I just chose to stay out after reading a bit more of your replies, here and in other topics, they all tend to go the same way and it's not towards a proper discussion...
1. Then we need to define what it means by monetary value. Both free and proprietary carry a development cost so they are equal in this point, therefor I should ask what differentiates both license schemes that makes one have no value and the other have value. You never sell software, you sell either the service of developing it or a license for it's use. If my company develops software by request I'm selling the service of developing the requested software, in the end the software is not mine it's owned by the company/person who bought the services. If I develop software and then "sell it", I'm selling a license for it's use and not the actual software. The only situation where you effectively sell the software is when you completely hand over your rights to another company/person. You can do this with both license schemes so where is the difference?
I actually see none but I may be missing something. To me, they both work the same way, only the restrictions applied to whomever buys are different. Moreover if I can generate a monetary revenue from the software, again in my view, the software has monetary value. Either by providing services around the software or by allowing other people access to the binaries against payment, or whatever other ways you find to generate money, they come from the software. It doesn't matter if it's free or proprietary.
So I guess we need to define the monetary value of something like software before we can agree or disagree.
2. I don't like to mention names, and Google has everything nowadays. Still I can mention Funambol as an example of a company that had a big growth in 2008. Could they have bigger profits if they were only developing proprietary software? Maybe. But that's something we can't say. But even considering that they could, going with free software didn't made them bankrupt
. I could also mentioned a more known one like Sun with their free software projects and you can easily find more if you want to.
3. Marketing never takes just a couple of months, it's lasts for as long as you want to make money from the project, even with projects that are well established in the market you need to push on marketing campaigns.
As a developer I consider that in a project full of other developers the biggest obstacle is
not, in fact, development. It's the only thing a group of developers has for free, and the only thing they need to make the project, though it's not what they need to make money.

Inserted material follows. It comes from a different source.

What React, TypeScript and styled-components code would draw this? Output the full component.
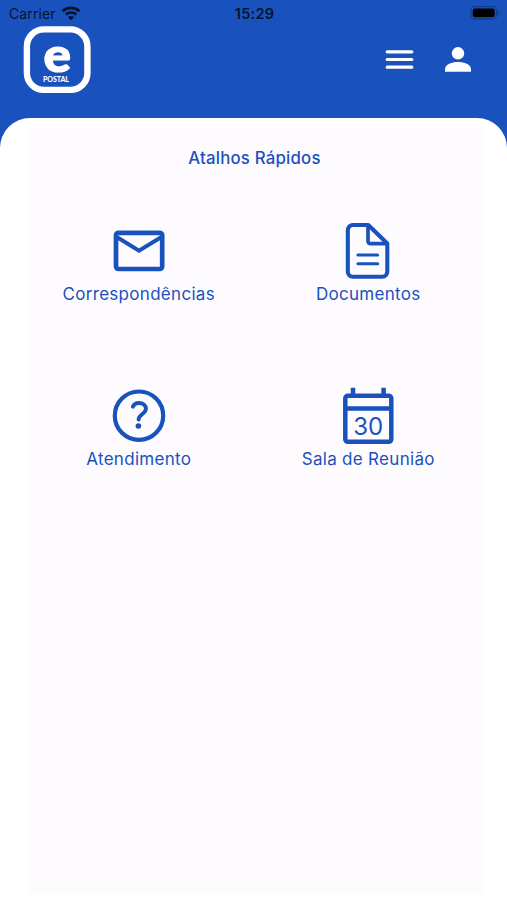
import React from "react";
import styled, { createGlobalStyle } from "styled-components";

const BLUE = "#1a52bd";

const GlobalStyle = createGlobalStyle`
  *, *::before, *::after { box-sizing: border-box; }
  body { margin: 0; background: ${BLUE}; font-family: Inter, "Liberation Sans", sans-serif; }
  svg { display: block; flex: none; }
`;

const Screen = styled.div`
  width: 100%;
  height: 900px;
  display: flex;
  flex-direction: column;
  background: ${BLUE};
  overflow: hidden;
`;

const StatusBar = styled.header`
  height: 26px;
  flex: none;
  display: grid;
  grid-template-columns: 1fr auto 1fr;
  align-items: center;
  padding: 1px 7px 0 9px;
  color: #06132f;
  font-size: 14px;
`;

const Carrier = styled.div`
  display: flex;
  align-items: center;
  gap: 5px;
  letter-spacing: 0.1px;
`;

const Clock = styled.time`
  font-weight: 600;
  font-size: 14.5px;
  letter-spacing: 0.25px;
`;

const Battery = styled.div`
  justify-self: end;
  margin-top: -1px;
`;

const AppBar = styled.nav`
  height: 92px;
  flex: none;
  display: flex;
  align-items: flex-start;
  justify-content: space-between;
  padding: 0 36px 0 23px;
`;

const Actions = styled.div`
  display: flex;
  gap: 31px;
  padding-top: 20px;
`;

const IconButton = styled.button`
  border: 0;
  padding: 0;
  background: none;
  color: #fff;
`;

const Sheet = styled.main`
  flex: 1;
  display: flex;
  padding: 10px 24px 6px 27px;
  background: #fff;
  border-radius: 30px 30px 0 0;
`;

const Panel = styled.section`
  flex: 1;
  background: #fefbff;
  color: ${BLUE};
`;

const Title = styled.h1`
  margin: 20px 1px 0 0;
  text-align: center;
  font-size: 16.8px;
  line-height: 20px;
  font-weight: 500;
  letter-spacing: 0.2px;
`;

const Shortcuts = styled.div`
  margin-top: 53px;
  margin-left: -3px;
  display: grid;
  grid-template-columns: 1fr 1fr;
  grid-auto-rows: 165px;
`;

const Shortcut = styled.a`
  display: flex;
  flex-direction: column;
  align-items: center;
  color: ${BLUE};
`;

const Label = styled.span`
  margin-top: 3px;
  font-size: 17px;
  line-height: 20px;
  letter-spacing: 0.3px;
  white-space: nowrap;
`;

const WifiIcon = () => (
  <svg width="20" height="15" viewBox="0 0 20 15" fill="none" stroke="currentColor">
    <path d="M1.6 5.2C6.3.8 13.7.8 18.4 5.2" strokeWidth="2.7" />
    <path d="M4.7 8.5c3-2.7 7.6-2.7 10.6 0" strokeWidth="2.5" />
    <path d="M10 14.3 6.9 11.2c1.8-1.5 4.4-1.5 6.2 0Z" fill="currentColor" stroke="none" />
  </svg>
);

const BatteryIcon = () => (
  <svg width="30" height="14" viewBox="0 0 30 14">
    <rect x=".8" y=".7" width="25.8" height="12.3" rx="4" fill="none" stroke="#123c8e" strokeWidth="1.3" />
    <rect x="2.7" y="2.5" width="22" height="8.8" rx="2.2" fill="#000" />
    <path d="M28 4.7c1.8.7 1.8 3.7 0 4.4Z" fill="#123c8e" />
  </svg>
);

const Logo = () => (
  <svg width="68" height="68" viewBox="0 0 68 68" fill="#fff">
    <rect x="3.9" y="3.4" width="60.5" height="60.5" rx="17" fill="none" stroke="#fff" strokeWidth="6.4" />
    <text x="34.2" y="46.2" textAnchor="middle" fontFamily="Lato" fontWeight="900" fontSize="48" textLength="27.5" lengthAdjust="spacingAndGlyphs" stroke="#fff" strokeWidth="1.2">e</text>
    <text x="33" y="56" textAnchor="middle" fontFamily="Lato" fontWeight="900" fontSize="7" textLength="26">POSTAL</text>
  </svg>
);

const MenuIcon = () => (
  <svg width="29" height="28" viewBox="0 0 29 28" stroke="#fff" strokeWidth="3.2" strokeLinecap="round">
    <path d="M2.2 5.8h24.6M2.2 13.5h24.6M2.2 21.2h24.6" />
  </svg>
);

const PersonIcon = () => (
  <svg width="26" height="28" viewBox="0 0 26 28" fill="#fff">
    <circle cx="13" cy="7.3" r="6.2" />
    <path d="M0 25.8v-2.6c0-5.3 7-7.3 13-7.3s13 2 13 7.3v2.6Z" />
  </svg>
);

const MailIcon = () => (
  <svg width="60" height="60" viewBox="0 0 60 60" fill="none" stroke="currentColor" strokeWidth="4.7">
    <rect x="7" y="11.8" width="46.2" height="36.2" rx="2.5" />
    <path d="M7.3 15.8 30 29.7l22.9-13.9" strokeWidth="4" />
  </svg>
);

const DocumentIcon = () => (
  <svg width="60" height="60" viewBox="0 0 60 60" fill="none" stroke="currentColor" strokeWidth="4.1" strokeLinecap="round" strokeLinejoin="round">
    <path d="M14.8 4h15.5L49.3 22.5v28.2a5 5 0 0 1-5 5H14.8a5 5 0 0 1-5-5V9a5 5 0 0 1 5-5Z" />
    <path d="M30 5v15.2a2.5 2.5 0 0 0 2.5 2.5h16" strokeWidth="3.7" />
    <path d="M19.9 34h19.8M19.9 42.8h19.8" strokeWidth="3" />
  </svg>
);

const HelpIcon = () => (
  <svg width="60" height="60" viewBox="0 0 60 60" fill="none" stroke="currentColor">
    <circle cx="30" cy="29.7" r="24.2" strokeWidth="4.2" />
    <path d="M23.8 20.6c1.2-2.5 3.2-3.6 6-3.6 4.1 0 7.1 2.2 7.1 5.8 0 5-7.2 5.3-7.3 10.8" strokeWidth="3.9" strokeLinecap="round" />
    <circle cx="29.4" cy="40" r="2.8" fill="currentColor" stroke="none" />
  </svg>
);

const CalendarIcon = () => (
  <svg width="60" height="60" viewBox="0 0 60 60" fill="none" stroke="currentColor" strokeWidth="4.5">
    <rect x="7.3" y="9.8" width="46" height="46" rx="2.5" />
    <path d="M7 22.5h46.5M15 10V1.8M45.6 10V1.8" />
    <text x="30.2" y="48.6" textAnchor="middle" fontFamily="Inter" fontSize="24.5" textLength="30" lengthAdjust="spacingAndGlyphs" fill="currentColor" stroke="none">30</text>
  </svg>
);

const shortcuts = [
  { label: "Correspondências", Icon: MailIcon },
  { label: "Documentos", Icon: DocumentIcon },
  { label: "Atendimento", Icon: HelpIcon },
  { label: "Sala de Reunião", Icon: CalendarIcon },
];

export default function App() {
  return (
    <>
      <GlobalStyle />
      <Screen>
        <StatusBar>
          <Carrier>Carrier<WifiIcon /></Carrier>
          <Clock>15:29</Clock>
          <Battery><BatteryIcon /></Battery>
        </StatusBar>
        <AppBar>
          <Logo />
          <Actions>
            <IconButton aria-label="Menu"><MenuIcon /></IconButton>
            <IconButton aria-label="Perfil"><PersonIcon /></IconButton>
          </Actions>
        </AppBar>
        <Sheet>
          <Panel>
            <Title>Atalhos Rápidos</Title>
            <Shortcuts>
              {shortcuts.map(({ label, Icon }) => (
                <Shortcut key={label}>
                  <Icon />
                  <Label>{label}</Label>
                </Shortcut>
              ))}
            </Shortcuts>
          </Panel>
        </Sheet>
      </Screen>
    </>
  );
}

Projects never reach the a stable release for several reasons, but I can only speak by my experience and in those where I was involved it was never about development skill or the development of the code. Most of the times is for completely unrelated things like personal life changing your interests and goals or the lack of funding to continue. As for statistics I have a favorite quote: "73.6% of all statistics are made up"
(due credit )This is another area where we must agree on disagreeing.
4. And I maintain that resources (not only monetary) are the main problem. A lot of resources are needed to take a project from an idea and transform it into something that you can put in the market, let alone make it generate money. You need marketing personal, accounting and management personal, salesmen, if we are talking about games we also need graphic artists. All these people need to either invest their time or be paid, both resources that are scarce.
Can you say that a proprietary software project will generate revenue, do you have any guaranties about it when you see a project in paper? In both proprietary and free you need to risk and I don't see most of the developers having the necessary monetary or time resources for starting and maintaining a project.
5. Isn't the lack or money to invest, a real problem? Or the lack of a qualified marketing professional (even amateur) a real problem? Do these problems only manifest themselves in free projects? Or are they not problems?
I sell software that is free. It cost me time to develop but I now sell as part of a complete solution that packs together the software, some basic configuration and some theme development. You can get the software for free at
http://code.google.com/p/stay-simple-cms/ or you can by it from me. The software has monetary value to me, it's from it that I get paid and without it my "packaged" would make no sense. Would a proprietary solution work best? I don't know. I also have a proprietary project
https://www.plesform.com (Portuguese only and specific to the Portuguese market). The free project actually pays me more than the proprietary one. I have other free projects that have better changes of providing me with revenue than my proprietary ones.
Am I selling services instead of selling the software and it's completely different from proprietary? I think not. In one free project I'll launch sometime next month (I hope) I'm actually going to sell the binaries ready to install like you would get in a store. The only difference is that you can also go to sourceforge.net and download the source code. And yes, I have good expectations about being able to sell it.
I guess we have completely different backgrounds and see things very differently, so this is my view on the subject and I agree with you that I can't see it like you do
, I see ways to make money by developing free software, they have their constraints and peculiarities but it's the same in any other field and as long as I can go beyond the break-even point, I'm generating profit.